= EXERCISE TASK =
Set all the material down again unchanged, without the pictures.

= DATASET SECTION =
══════════════════════════════

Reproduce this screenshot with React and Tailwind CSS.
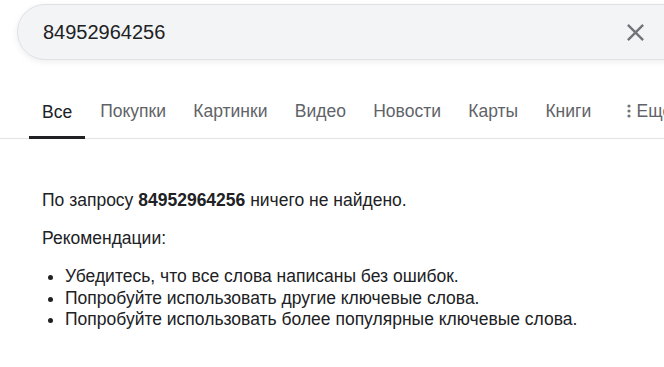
export default function App() {
  const tabs = ['Покупки', 'Картинки', 'Видео', 'Новости', 'Карты', 'Книги'];
  const tips = [
    'Убедитесь, что все слова написаны без ошибок.',
    'Попробуйте использовать другие ключевые слова.',
    'Попробуйте использовать более популярные ключевые слова.',
  ];

  return (
    <div className="w-[664px] h-[367px] overflow-hidden bg-white text-[#202124] font-[family-name:'Liberation_Sans',Arial,sans-serif]">
      {/* строка поиска */}
      <div className="pt-[4px] pl-[17px]">
        <div className="h-[56px] w-[700px] rounded-l-[28px] border border-[#dfe1e5] bg-[#f3f4f6] shadow-[0_2px_6px_rgba(32,33,36,0.08)] flex items-center">
          <span className="pl-[25px] text-[20px] leading-none text-[#202124]">84952964256</span>
          <svg className="ml-auto mr-[66px]" width="29" height="29" viewBox="0 0 24 24" fill="#70757a">
            <path d="M19 6.41L17.59 5 12 10.59 6.41 5 5 6.41 10.59 12 5 17.59 6.41 19 12 13.41 17.59 19 19 17.59 13.41 12z" />
          </svg>
        </div>
      </div>

      {/* вкладки */}
      <div className="mt-[41px] border-b border-[#e3e3e3] flex items-end pl-[29px] whitespace-nowrap">
        <div className="px-[13px] pb-[14px] border-b-[3px] border-[#202124] -mb-px text-[17.5px] leading-[20px] text-[#202124]">Все</div>
        <div className="flex gap-[27.3px] pl-[15px] pb-[17px] text-[17.5px] leading-[20px] text-[#5f6368]">
          {tabs.map(t => (
            <span key={t}>{t}</span>
          ))}
          <span className="flex items-center gap-[5px] ml-[9px]">
            <svg width="4" height="14" viewBox="0 0 4 14" fill="#70757a">
              <circle cx="2" cy="2" r="1.6" />
              <circle cx="2" cy="7" r="1.6" />
              <circle cx="2" cy="12" r="1.6" />
            </svg>
            Ещё
          </span>
        </div>
      </div>

      {/* результат */}
      <div className="pl-[42px] pt-[51px] text-[17.5px] leading-[21.5px]">
        <p>
          По запросу <b>84952964256</b> ничего не найдено.
        </p>
        <p className="mt-[16.5px]">Рекомендации:</p>
        <ul className="mt-[16.5px] list-disc pl-[23px]">
          {tips.map(t => (
            <li key={t}>{t}</li>
          ))}
        </ul>
      </div>
    </div>
  );
}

══════════════════════════════

= RESPONSE TO THE EXERCISE =
Reproduce this screenshot with React and Tailwind CSS.
export default function App() {
  const tabs = ['Покупки', 'Картинки', 'Видео', 'Новости', 'Карты', 'Книги'];
  const tips = [
    'Убедитесь, что все слова написаны без ошибок.',
    'Попробуйте использовать другие ключевые слова.',
    'Попробуйте использовать более популярные ключевые слова.',
  ];

  return (
    <div className="w-[664px] h-[367px] overflow-hidden bg-white text-[#202124] font-[family-name:'Liberation_Sans',Arial,sans-serif]">
      {/* строка поиска */}
      <div className="pt-[4px] pl-[17px]">
        <div className="h-[56px] w-[700px] rounded-l-[28px] border border-[#dfe1e5] bg-[#f3f4f6] shadow-[0_2px_6px_rgba(32,33,36,0.08)] flex items-center">
          <span className="pl-[25px] text-[20px] leading-none text-[#202124]">84952964256</span>
          <svg className="ml-auto mr-[66px]" width="29" height="29" viewBox="0 0 24 24" fill="#70757a">
            <path d="M19 6.41L17.59 5 12 10.59 6.41 5 5 6.41 10.59 12 5 17.59 6.41 19 12 13.41 17.59 19 19 17.59 13.41 12z" />
          </svg>
        </div>
      </div>

      {/* вкладки */}
      <div className="mt-[41px] border-b border-[#e3e3e3] flex items-end pl-[29px] whitespace-nowrap">
        <div className="px-[13px] pb-[14px] border-b-[3px] border-[#202124] -mb-px text-[17.5px] leading-[20px] text-[#202124]">Все</div>
        <div className="flex gap-[27.3px] pl-[15px] pb-[17px] text-[17.5px] leading-[20px] text-[#5f6368]">
          {tabs.map(t => (
            <span key={t}>{t}</span>
          ))}
          <span className="flex items-center gap-[5px] ml-[9px]">
            <svg width="4" height="14" viewBox="0 0 4 14" fill="#70757a">
              <circle cx="2" cy="2" r="1.6" />
              <circle cx="2" cy="7" r="1.6" />
              <circle cx="2" cy="12" r="1.6" />
            </svg>
            Ещё
          </span>
        </div>
      </div>

      {/* результат */}
      <div className="pl-[42px] pt-[51px] text-[17.5px] leading-[21.5px]">
        <p>
          По запросу <b>84952964256</b> ничего не найдено.
        </p>
        <p className="mt-[16.5px]">Рекомендации:</p>
        <ul className="mt-[16.5px] list-disc pl-[23px]">
          {tips.map(t => (
            <li key={t}>{t}</li>
          ))}
        </ul>
      </div>
    </div>
  );
}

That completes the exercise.